Image: Warner Bros Pictures

“I would definitely direct the next Catwoman, she says. “I think I would redeem myself. As a filmmaker now, I would totally change the story. I would change the characters. I would have Catwoman saving the world from some catastrophe, like male comic book characters get to do.”

As noted in Reporter Door’s Bruised review, Berry’s original Catwoman, directed by Pitof, “let her kick ass, but asked barely anything of her dramatically.” The DC comic book movie cast Berry as mild-mannered Patience Phillips, who transforms into the mysterious and alluring Catwoman. Sitting with a nine percent on Rotten Tomatoes, everyone seemed to agree the movie had more than its fair share of problems.

Initially envisioned as a continuation of Tim Burton’s Batman movies, the first idea for a Catwoman movie saw Michelle Pfeiffer’s character temporarily leaving Gotham for a desert resort known as Oasisburg. Meant to be an adult portrayal, it stood in stark contrast to what Warner Bros. wanted out of DC Comics at the time, which was more family-friendly fare like 1995’s Batman Forever.

Pfeiffer eventually bailed from the standalone, prompting WB to reportedly offer the role to Ashley Judd, who also eventually passed. The project languished in so-called Development Hell until Berry came aboard, moving on from a failed attempt to spin off her character Jinx in the James Bond movie Die Another Day.

WB hired Pitof, a French visual effects supervisor with one movie under his belt at the time, to helm the Berry vehicle. He certainly had a vision, wanting to focus heavily on the “cat” part of Catwoman

. Choreographer Anne Fletcher was brought onto the film to help Berry act, and even think, like a cat.

“Pitof wanted Catwoman’s physicality to be as real as possible,” Fletcher said in a 2003 interview. “He said that she’s a woman first and a cat second, but he wanted to see how cat-like a human body could become.” For research, Berry watched hours of cat footage and spent time with the movie’s animal handler.

How cat-like a human body can become is not something earnestly explored in Pitof’s Catwoman. What is explored, rather, is how confusing a single scene of Halle Berry and Benjamin Bratt playing basketball can become. The shots don’t feel like a ’90s music video so much as the result of someone explaining the concept of a ’90s music video to a friend in a loud restaurant, and Pitof, having overheard the conversation, going off and trying to remember the details.

Beyond direction trying way too hard, the movie didn’t leave Berry much to work with.

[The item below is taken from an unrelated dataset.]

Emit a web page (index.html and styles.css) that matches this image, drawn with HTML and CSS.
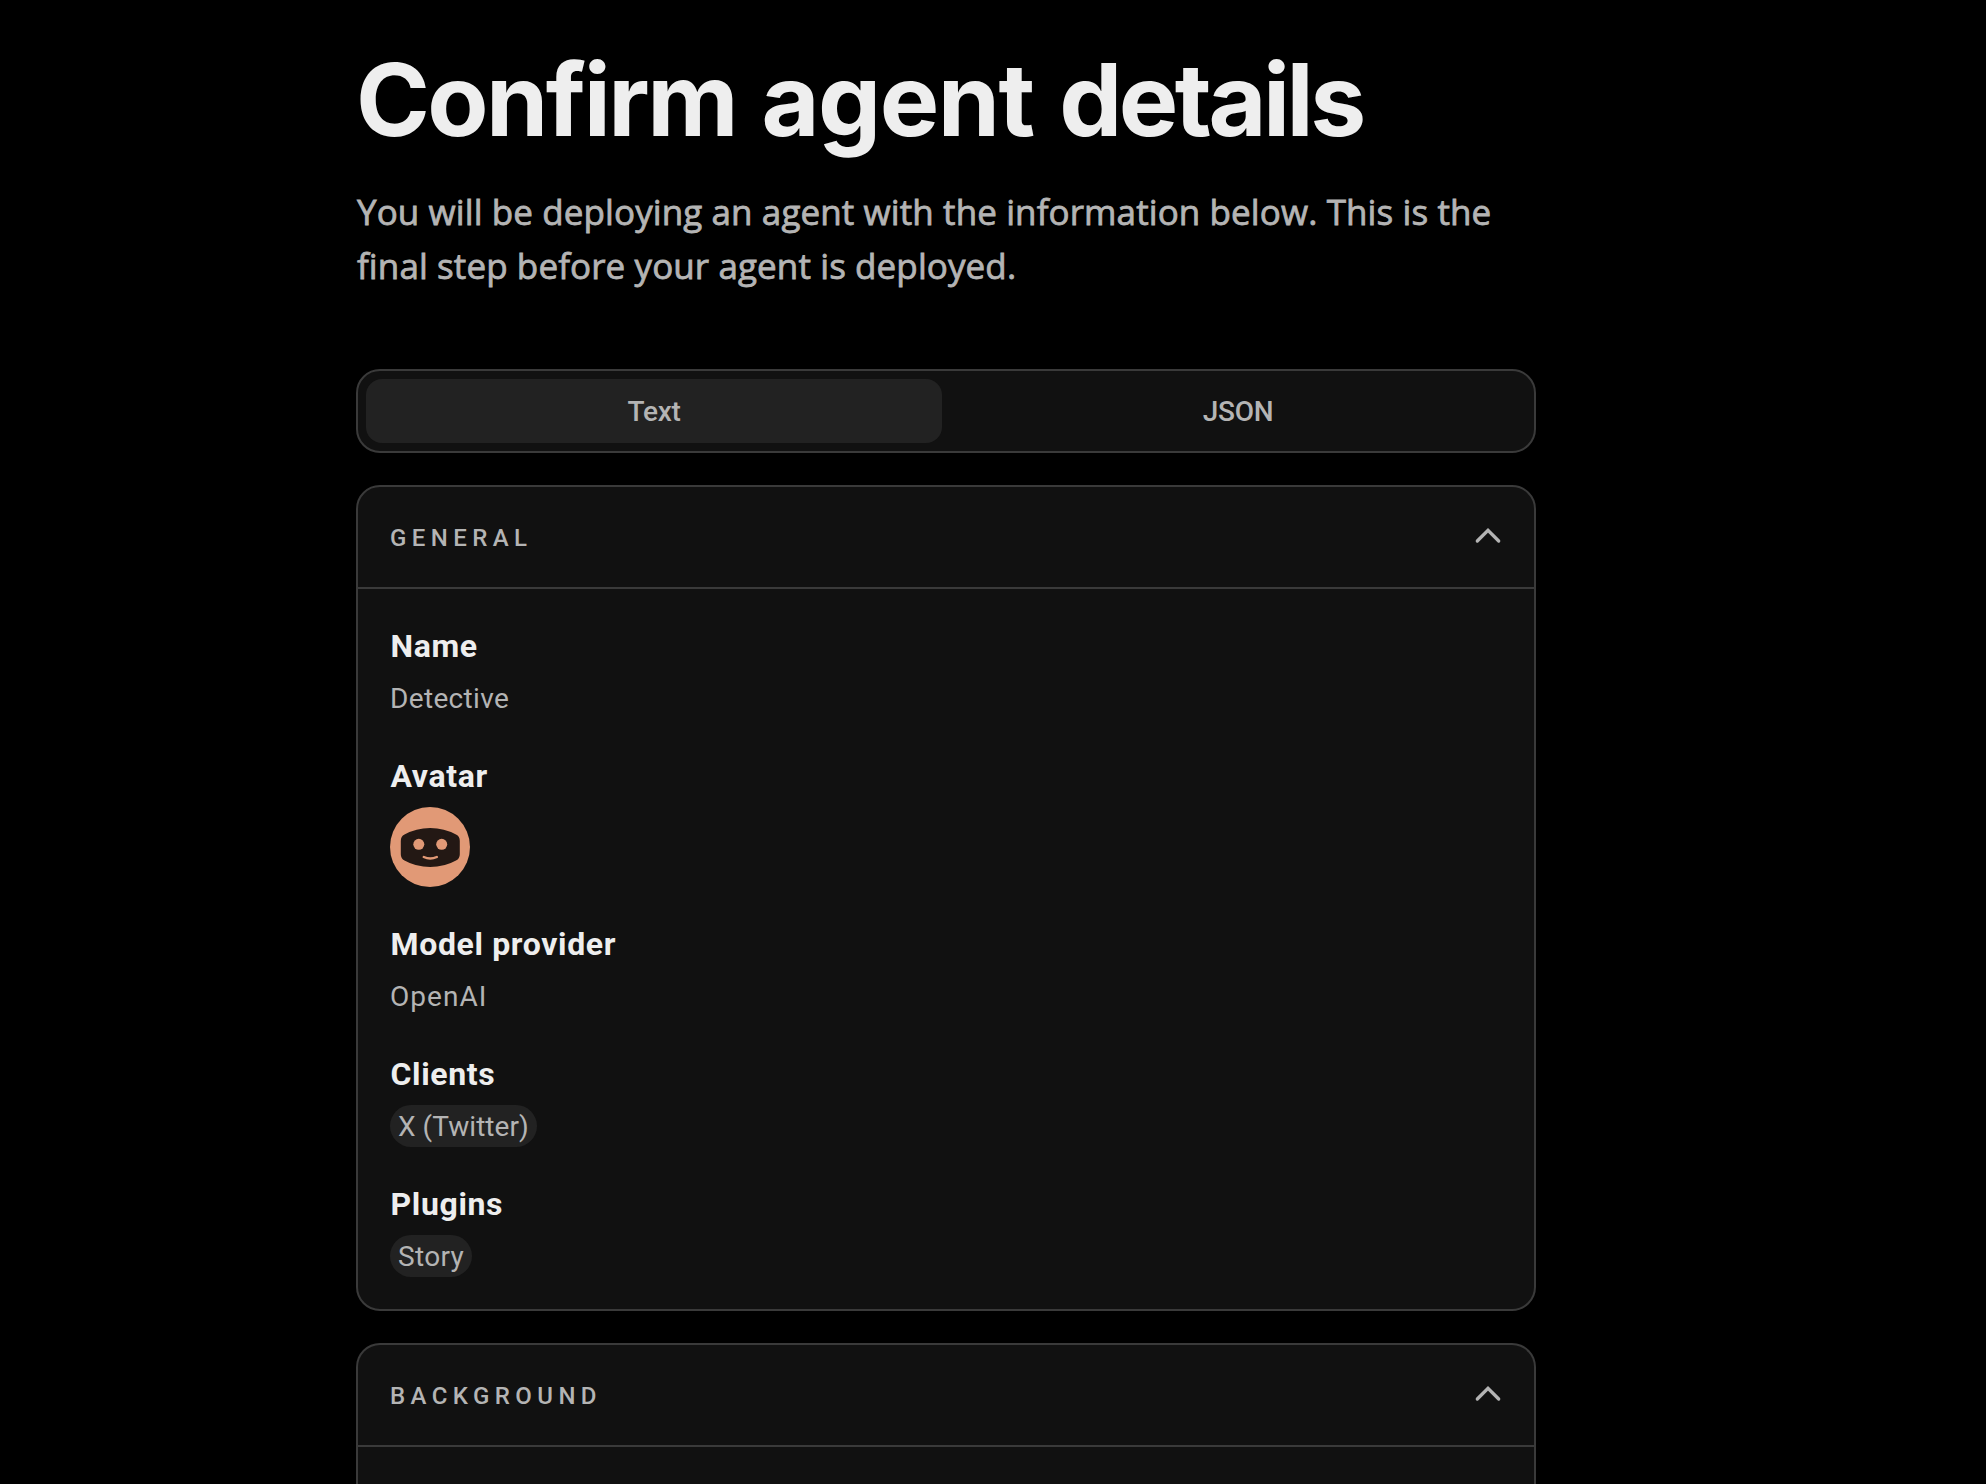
FILE: index.html
```html
<!DOCTYPE html>
<html lang="en">
<head>
<meta charset="utf-8">
<title>Confirm agent details</title>
<link rel="stylesheet" href="styles.css">
</head>
<body>
<main class="page">
  <h1 class="title">Confirm <span class="title-loose">agent</span> <span class="title-tight">details</span></h1>
  <p class="intro">You will be deploying an agent with the information below. This is the<br>final step before your agent is deployed.</p>

  <div class="tabs" role="tablist">
    <button class="tab tab-active" role="tab" aria-selected="true">Text</button>
    <button class="tab" role="tab" aria-selected="false">JSON</button>
  </div>

  <section class="card">
    <header class="card-header">
      <h2 class="card-title">General</h2>
      <svg class="chevron" viewBox="0 0 28 28"><path d="M3.3 18 14 7.3 24.7 18"/></svg>
    </header>
    <dl class="fields">
      <div class="field">
        <dt class="label">Name</dt>
        <dd class="value">Detective</dd>
      </div>
      <div class="field">
        <dt class="label">Avatar</dt>
        <dd class="value value-avatar">
          <svg class="avatar" viewBox="0 0 80 80">
            <circle cx="40" cy="40" r="40" fill="#e19976"/>
            <path d="M10.8 34Q10.8 29.5 14.5 27.6Q26 21 40.2 21Q54.4 21 66 27.6Q69.8 29.5 69.8 34V47.2Q69.8 51.5 66 53.5Q54.4 60 40.2 60Q26 60 14.5 53.5Q10.8 51.5 10.8 47.2Z" fill="#231814"/>
            <circle cx="28.8" cy="37.3" r="5.5" fill="#e19976"/>
            <circle cx="51.7" cy="37.3" r="5.5" fill="#e19976"/>
            <path d="M33.8 50Q40.2 53.2 46.8 50" fill="none" stroke="#e19976" stroke-width="2.5" stroke-linecap="round"/>
          </svg>
        </dd>
      </div>
      <div class="field">
        <dt class="label">Model provider</dt>
        <dd class="value value-model">OpenAI</dd>
      </div>
      <div class="field">
        <dt class="label">Clients</dt>
        <dd class="value"><span class="chip chip-client">X (Twitter)</span></dd>
      </div>
      <div class="field">
        <dt class="label">Plugins</dt>
        <dd class="value"><span class="chip">Story</span></dd>
      </div>
    </dl>
  </section>

  <section class="card card-open">
    <header class="card-header">
      <h2 class="card-title">Background</h2>
      <svg class="chevron" viewBox="0 0 28 28"><path d="M3.3 18 14 7.3 24.7 18"/></svg>
    </header>
  </section>
</main>
</body>
</html>
```

FILE: styles.css
```css
* { box-sizing: border-box; }

body {
  margin: 0;
  background: #000;
  color: #b4b4b4;
  font-family: Roboto, "Liberation Sans", sans-serif;
}

.page {
  display: flex;
  flex-direction: column;
  width: 1180px;
  height: 1484px;
  margin-left: 356px;
  padding-top: 50px;
}

.title {
  margin: 0;
  color: #eee;
  font: 700 100px/100px Inter, sans-serif;
  letter-spacing: -2.6px;
  word-spacing: 4.5px;
  white-space: nowrap;
}

.title-loose { letter-spacing: -1.5px; }

.title-tight { letter-spacing: -3.5px; }

.intro {
  margin: 35px 0 76px;
  padding-left: 1px;
  font: 400 35px/54px "Open Sans", sans-serif;
  letter-spacing: 0.1px;
  -webkit-text-stroke: 0.8px #b4b4b4;
  white-space: nowrap;
}

.tabs {
  display: grid;
  grid-template-columns: 1fr 1fr;
  gap: 8px;
  height: 84px;
  padding: 8px;
  border: 2px solid #3a3a3a;
  border-radius: 24px;
  background: #111;
}

.tab {
  padding: 2px 0 0;
  border: 0;
  border-radius: 16px;
  background: transparent;
  color: inherit;
  font: 500 28px/62px Roboto, sans-serif;
  letter-spacing: -0.27px;
}

.tab-active { background: #222; }

.card {
  margin-top: 32px;
  border: 2px solid #3a3a3a;
  border-radius: 24px;
  background: #111;
}

.card-open {
  flex: 1;
  border-bottom: 0;
  border-radius: 24px 24px 0 0;
}

.card-header {
  display: flex;
  align-items: center;
  justify-content: space-between;
  height: 102px;
  padding: 0 32px;
  border-bottom: 2px solid #3a3a3a;
}

.card-title {
  margin: 1px 0 0;
  font-size: 24px;
  font-weight: 500;
  line-height: 32px;
  letter-spacing: 5.42px;
  text-transform: uppercase;
}

.chevron {
  width: 28px;
  height: 28px;
  margin-bottom: 1px;
  fill: none;
  stroke: #b4b4b4;
  stroke-width: 3.3;
  stroke-linecap: round;
}

.fields {
  display: flex;
  flex-direction: column;
  gap: 32px;
  margin: 0;
  padding: 32px;
}

.label {
  padding: 1px 0 0 0.5px;
  color: #eee;
  font-size: 32px;
  font-weight: 700;
  line-height: 48px;
  letter-spacing: 0.65px;
}

.value {
  height: 42px;
  margin: 7px 0 0;
  font-size: 28px;
  line-height: 44px;
  letter-spacing: 0.34px;
}

.value-avatar { height: 80px; }

.value-model { letter-spacing: 1.05px; }

.avatar {
  display: block;
  width: 80px;
  height: 80px;
}

.chip {
  display: inline-block;
  height: 42px;
  padding: 0 8px;
  border-radius: 21px;
  background: #222;
}

.chip-client { letter-spacing: 0.05px; }
```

As noted in a 2016 academic paper by Caroline Heldman, Laura Lazarus Frankel, and Jennifer Holmes on female protagonists, the movie presents Catwoman’s “agency, power, and freedom as derivative of her hypersexualization,” leaving Berry’s character “without core identity.” That isn’t too far off from what costume designer Angus Strathie, as detailed in the film’s press notes published during release, envisioned. “We wanted a very reality-based wardrobe to show the progression from demure, repressed Patience to the sensual awakening of a sexy warrior goddess,” he said.

Catwoman was a critical and commercial flop, eventually winning Berry the Razzie for Worst Actress of the Year. Commenting on the important of being a “good loser” in Vanity Fair, she looks back with pride on her decision to attend the event. “If I can show up to collect an Oscar when you’re honoring me, I can certainly show up to collect a Razzie when you say, good try, but do better,” she says. After the show, she set her Razzie on fire.

It’s highly unlikely that Berry would continue down Pitof’s road. Rather, her more recent roles, like in Bruised and John Wick: Chapter 3 – Parabellum offer better clues. In the Vanity Fair career breakdown, Berry praises Parabellum co-star Keanu Reeves for doing his own stunts alongside her, showing that “age is just a number.” Berry seems more invigorated by the “gritty” and physicals worlds seen in John Wick and Bruised, so it stands to reason that her Catwoman would be something similar.

While the exhaustive process of directing herself doesn’t seem to be something Berry is eager to repeat, her work with Spike Lee early in both of their careers taught her to “never say never.” Yes, Zoë Kravitz is set to play Catwoman/Selina Kyle in the upcoming DC reboot The Batman, but … if Zack Snyder can get a second shot at Justice League, why not give Halle Berry another go at Catwoman?